● **WHAT IS EXPECTED**:
Take the data below and repeat it exactly.
== == ==
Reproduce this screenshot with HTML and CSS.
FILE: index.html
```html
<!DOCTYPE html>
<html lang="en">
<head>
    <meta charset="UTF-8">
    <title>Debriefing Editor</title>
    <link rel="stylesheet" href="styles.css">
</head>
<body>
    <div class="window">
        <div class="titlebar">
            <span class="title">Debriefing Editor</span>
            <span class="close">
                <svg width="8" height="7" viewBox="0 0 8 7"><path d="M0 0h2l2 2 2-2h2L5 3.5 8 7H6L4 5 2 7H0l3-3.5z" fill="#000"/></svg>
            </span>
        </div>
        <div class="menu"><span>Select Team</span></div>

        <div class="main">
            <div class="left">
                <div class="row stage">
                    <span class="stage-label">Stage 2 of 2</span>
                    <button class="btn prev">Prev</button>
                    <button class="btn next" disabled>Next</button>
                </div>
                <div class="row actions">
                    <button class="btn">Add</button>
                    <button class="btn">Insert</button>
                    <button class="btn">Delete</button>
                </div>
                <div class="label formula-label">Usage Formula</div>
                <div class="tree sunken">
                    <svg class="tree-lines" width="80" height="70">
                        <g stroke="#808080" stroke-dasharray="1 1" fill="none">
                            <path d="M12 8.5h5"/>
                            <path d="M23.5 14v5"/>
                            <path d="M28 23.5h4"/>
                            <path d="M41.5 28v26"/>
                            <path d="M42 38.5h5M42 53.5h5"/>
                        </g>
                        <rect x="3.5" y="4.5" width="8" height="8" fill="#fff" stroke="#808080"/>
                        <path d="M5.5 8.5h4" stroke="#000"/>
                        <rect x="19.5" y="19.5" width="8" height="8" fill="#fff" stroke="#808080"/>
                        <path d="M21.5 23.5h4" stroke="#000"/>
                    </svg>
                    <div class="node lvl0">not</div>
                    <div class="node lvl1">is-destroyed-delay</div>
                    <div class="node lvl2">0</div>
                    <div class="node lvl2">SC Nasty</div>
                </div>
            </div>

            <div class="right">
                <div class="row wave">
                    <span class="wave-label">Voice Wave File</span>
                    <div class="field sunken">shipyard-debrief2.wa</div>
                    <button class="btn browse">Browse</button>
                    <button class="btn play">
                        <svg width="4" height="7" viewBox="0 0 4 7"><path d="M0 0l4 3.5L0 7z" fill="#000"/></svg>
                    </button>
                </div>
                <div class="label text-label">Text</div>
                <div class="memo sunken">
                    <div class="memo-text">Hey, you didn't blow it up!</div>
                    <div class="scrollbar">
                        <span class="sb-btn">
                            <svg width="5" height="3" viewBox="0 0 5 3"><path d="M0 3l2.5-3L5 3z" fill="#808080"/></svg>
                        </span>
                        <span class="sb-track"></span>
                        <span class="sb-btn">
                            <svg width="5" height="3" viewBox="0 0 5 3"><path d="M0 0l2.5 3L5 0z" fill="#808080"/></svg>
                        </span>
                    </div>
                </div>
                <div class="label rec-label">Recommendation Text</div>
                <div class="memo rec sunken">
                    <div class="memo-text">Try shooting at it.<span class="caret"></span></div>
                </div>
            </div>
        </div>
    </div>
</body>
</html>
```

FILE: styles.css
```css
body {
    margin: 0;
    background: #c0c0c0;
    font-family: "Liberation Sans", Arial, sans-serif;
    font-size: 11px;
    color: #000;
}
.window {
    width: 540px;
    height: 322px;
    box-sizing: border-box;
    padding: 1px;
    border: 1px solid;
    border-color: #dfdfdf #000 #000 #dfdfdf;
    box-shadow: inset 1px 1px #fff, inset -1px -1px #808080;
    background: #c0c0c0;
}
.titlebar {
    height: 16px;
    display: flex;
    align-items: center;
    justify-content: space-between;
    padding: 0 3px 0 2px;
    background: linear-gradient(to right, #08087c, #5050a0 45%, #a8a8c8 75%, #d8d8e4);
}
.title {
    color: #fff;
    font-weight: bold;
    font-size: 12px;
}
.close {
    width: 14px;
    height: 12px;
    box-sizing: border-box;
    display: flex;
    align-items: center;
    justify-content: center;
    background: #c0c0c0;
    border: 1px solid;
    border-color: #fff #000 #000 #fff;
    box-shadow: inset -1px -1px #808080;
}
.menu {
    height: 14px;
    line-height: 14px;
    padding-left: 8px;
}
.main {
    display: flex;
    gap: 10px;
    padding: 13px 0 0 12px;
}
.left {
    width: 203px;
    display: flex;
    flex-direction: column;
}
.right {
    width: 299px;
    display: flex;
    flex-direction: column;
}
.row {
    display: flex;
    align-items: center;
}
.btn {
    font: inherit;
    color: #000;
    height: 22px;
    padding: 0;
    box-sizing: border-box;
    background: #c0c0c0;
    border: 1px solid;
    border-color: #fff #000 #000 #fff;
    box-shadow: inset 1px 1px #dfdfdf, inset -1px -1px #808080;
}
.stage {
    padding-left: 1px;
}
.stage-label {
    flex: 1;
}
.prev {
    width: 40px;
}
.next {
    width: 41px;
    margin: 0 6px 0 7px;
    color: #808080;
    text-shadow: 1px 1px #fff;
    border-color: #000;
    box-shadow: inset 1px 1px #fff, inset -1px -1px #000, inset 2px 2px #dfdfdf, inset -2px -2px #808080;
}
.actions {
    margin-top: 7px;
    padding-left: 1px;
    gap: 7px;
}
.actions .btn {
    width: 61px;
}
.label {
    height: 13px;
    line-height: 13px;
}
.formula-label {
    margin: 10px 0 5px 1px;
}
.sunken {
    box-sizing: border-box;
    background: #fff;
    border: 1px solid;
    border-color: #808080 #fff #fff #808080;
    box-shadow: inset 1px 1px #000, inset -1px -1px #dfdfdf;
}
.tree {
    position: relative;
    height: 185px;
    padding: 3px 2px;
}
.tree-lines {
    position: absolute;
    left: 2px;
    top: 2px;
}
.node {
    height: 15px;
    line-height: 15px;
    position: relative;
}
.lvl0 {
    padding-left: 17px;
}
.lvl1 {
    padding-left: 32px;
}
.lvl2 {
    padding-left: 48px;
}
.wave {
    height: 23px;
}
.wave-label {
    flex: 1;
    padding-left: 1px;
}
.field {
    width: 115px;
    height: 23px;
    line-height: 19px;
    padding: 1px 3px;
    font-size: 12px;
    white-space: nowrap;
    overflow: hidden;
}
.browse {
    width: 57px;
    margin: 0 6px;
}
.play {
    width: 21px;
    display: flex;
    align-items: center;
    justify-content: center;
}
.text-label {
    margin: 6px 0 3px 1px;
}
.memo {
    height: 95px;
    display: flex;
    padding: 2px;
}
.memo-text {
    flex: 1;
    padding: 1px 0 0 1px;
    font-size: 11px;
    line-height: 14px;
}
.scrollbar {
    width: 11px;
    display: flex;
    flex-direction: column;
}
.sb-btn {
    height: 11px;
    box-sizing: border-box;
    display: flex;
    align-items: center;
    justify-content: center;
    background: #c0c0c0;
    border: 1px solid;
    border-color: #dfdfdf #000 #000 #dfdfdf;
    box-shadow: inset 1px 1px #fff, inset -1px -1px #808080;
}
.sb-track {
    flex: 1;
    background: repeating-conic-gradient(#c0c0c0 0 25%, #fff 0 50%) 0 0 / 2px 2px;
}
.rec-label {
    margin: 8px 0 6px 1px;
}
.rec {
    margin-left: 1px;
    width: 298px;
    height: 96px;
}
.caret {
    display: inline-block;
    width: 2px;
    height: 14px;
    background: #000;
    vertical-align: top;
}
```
== == ==
● **ANSWER BELOW**:
Reproduce this screenshot with HTML and CSS.
FILE: index.html
```html
<!DOCTYPE html>
<html lang="en">
<head>
    <meta charset="UTF-8">
    <title>Debriefing Editor</title>
    <link rel="stylesheet" href="styles.css">
</head>
<body>
    <div class="window">
        <div class="titlebar">
            <span class="title">Debriefing Editor</span>
            <span class="close">
                <svg width="8" height="7" viewBox="0 0 8 7"><path d="M0 0h2l2 2 2-2h2L5 3.5 8 7H6L4 5 2 7H0l3-3.5z" fill="#000"/></svg>
            </span>
        </div>
        <div class="menu"><span>Select Team</span></div>

        <div class="main">
            <div class="left">
                <div class="row stage">
                    <span class="stage-label">Stage 2 of 2</span>
                    <button class="btn prev">Prev</button>
                    <button class="btn next" disabled>Next</button>
                </div>
                <div class="row actions">
                    <button class="btn">Add</button>
                    <button class="btn">Insert</button>
                    <button class="btn">Delete</button>
                </div>
                <div class="label formula-label">Usage Formula</div>
                <div class="tree sunken">
                    <svg class="tree-lines" width="80" height="70">
                        <g stroke="#808080" stroke-dasharray="1 1" fill="none">
                            <path d="M12 8.5h5"/>
                            <path d="M23.5 14v5"/>
                            <path d="M28 23.5h4"/>
                            <path d="M41.5 28v26"/>
                            <path d="M42 38.5h5M42 53.5h5"/>
                        </g>
                        <rect x="3.5" y="4.5" width="8" height="8" fill="#fff" stroke="#808080"/>
                        <path d="M5.5 8.5h4" stroke="#000"/>
                        <rect x="19.5" y="19.5" width="8" height="8" fill="#fff" stroke="#808080"/>
                        <path d="M21.5 23.5h4" stroke="#000"/>
                    </svg>
                    <div class="node lvl0">not</div>
                    <div class="node lvl1">is-destroyed-delay</div>
                    <div class="node lvl2">0</div>
                    <div class="node lvl2">SC Nasty</div>
                </div>
            </div>

            <div class="right">
                <div class="row wave">
                    <span class="wave-label">Voice Wave File</span>
                    <div class="field sunken">shipyard-debrief2.wa</div>
                    <button class="btn browse">Browse</button>
                    <button class="btn play">
                        <svg width="4" height="7" viewBox="0 0 4 7"><path d="M0 0l4 3.5L0 7z" fill="#000"/></svg>
                    </button>
                </div>
                <div class="label text-label">Text</div>
                <div class="memo sunken">
                    <div class="memo-text">Hey, you didn't blow it up!</div>
                    <div class="scrollbar">
                        <span class="sb-btn">
                            <svg width="5" height="3" viewBox="0 0 5 3"><path d="M0 3l2.5-3L5 3z" fill="#808080"/></svg>
                        </span>
                        <span class="sb-track"></span>
                        <span class="sb-btn">
                            <svg width="5" height="3" viewBox="0 0 5 3"><path d="M0 0l2.5 3L5 0z" fill="#808080"/></svg>
                        </span>
                    </div>
                </div>
                <div class="label rec-label">Recommendation Text</div>
                <div class="memo rec sunken">
                    <div class="memo-text">Try shooting at it.<span class="caret"></span></div>
                </div>
            </div>
        </div>
    </div>
</body>
</html>
```

FILE: styles.css
```css
body {
    margin: 0;
    background: #c0c0c0;
    font-family: "Liberation Sans", Arial, sans-serif;
    font-size: 11px;
    color: #000;
}
.window {
    width: 540px;
    height: 322px;
    box-sizing: border-box;
    padding: 1px;
    border: 1px solid;
    border-color: #dfdfdf #000 #000 #dfdfdf;
    box-shadow: inset 1px 1px #fff, inset -1px -1px #808080;
    background: #c0c0c0;
}
.titlebar {
    height: 16px;
    display: flex;
    align-items: center;
    justify-content: space-between;
    padding: 0 3px 0 2px;
    background: linear-gradient(to right, #08087c, #5050a0 45%, #a8a8c8 75%, #d8d8e4);
}
.title {
    color: #fff;
    font-weight: bold;
    font-size: 12px;
}
.close {
    width: 14px;
    height: 12px;
    box-sizing: border-box;
    display: flex;
    align-items: center;
    justify-content: center;
    background: #c0c0c0;
    border: 1px solid;
    border-color: #fff #000 #000 #fff;
    box-shadow: inset -1px -1px #808080;
}
.menu {
    height: 14px;
    line-height: 14px;
    padding-left: 8px;
}
.main {
    display: flex;
    gap: 10px;
    padding: 13px 0 0 12px;
}
.left {
    width: 203px;
    display: flex;
    flex-direction: column;
}
.right {
    width: 299px;
    display: flex;
    flex-direction: column;
}
.row {
    display: flex;
    align-items: center;
}
.btn {
    font: inherit;
    color: #000;
    height: 22px;
    padding: 0;
    box-sizing: border-box;
    background: #c0c0c0;
    border: 1px solid;
    border-color: #fff #000 #000 #fff;
    box-shadow: inset 1px 1px #dfdfdf, inset -1px -1px #808080;
}
.stage {
    padding-left: 1px;
}
.stage-label {
    flex: 1;
}
.prev {
    width: 40px;
}
.next {
    width: 41px;
    margin: 0 6px 0 7px;
    color: #808080;
    text-shadow: 1px 1px #fff;
    border-color: #000;
    box-shadow: inset 1px 1px #fff, inset -1px -1px #000, inset 2px 2px #dfdfdf, inset -2px -2px #808080;
}
.actions {
    margin-top: 7px;
    padding-left: 1px;
    gap: 7px;
}
.actions .btn {
    width: 61px;
}
.label {
    height: 13px;
    line-height: 13px;
}
.formula-label {
    margin: 10px 0 5px 1px;
}
.sunken {
    box-sizing: border-box;
    background: #fff;
    border: 1px solid;
    border-color: #808080 #fff #fff #808080;
    box-shadow: inset 1px 1px #000, inset -1px -1px #dfdfdf;
}
.tree {
    position: relative;
    height: 185px;
    padding: 3px 2px;
}
.tree-lines {
    position: absolute;
    left: 2px;
    top: 2px;
}
.node {
    height: 15px;
    line-height: 15px;
    position: relative;
}
.lvl0 {
    padding-left: 17px;
}
.lvl1 {
    padding-left: 32px;
}
.lvl2 {
    padding-left: 48px;
}
.wave {
    height: 23px;
}
.wave-label {
    flex: 1;
    padding-left: 1px;
}
.field {
    width: 115px;
    height: 23px;
    line-height: 19px;
    padding: 1px 3px;
    font-size: 12px;
    white-space: nowrap;
    overflow: hidden;
}
.browse {
    width: 57px;
    margin: 0 6px;
}
.play {
    width: 21px;
    display: flex;
    align-items: center;
    justify-content: center;
}
.text-label {
    margin: 6px 0 3px 1px;
}
.memo {
    height: 95px;
    display: flex;
    padding: 2px;
}
.memo-text {
    flex: 1;
    padding: 1px 0 0 1px;
    font-size: 11px;
    line-height: 14px;
}
.scrollbar {
    width: 11px;
    display: flex;
    flex-direction: column;
}
.sb-btn {
    height: 11px;
    box-sizing: border-box;
    display: flex;
    align-items: center;
    justify-content: center;
    background: #c0c0c0;
    border: 1px solid;
    border-color: #dfdfdf #000 #000 #dfdfdf;
    box-shadow: inset 1px 1px #fff, inset -1px -1px #808080;
}
.sb-track {
    flex: 1;
    background: repeating-conic-gradient(#c0c0c0 0 25%, #fff 0 50%) 0 0 / 2px 2px;
}
.rec-label {
    margin: 8px 0 6px 1px;
}
.rec {
    margin-left: 1px;
    width: 298px;
    height: 96px;
}
.caret {
    display: inline-block;
    width: 2px;
    height: 14px;
    background: #000;
    vertical-align: top;
}
```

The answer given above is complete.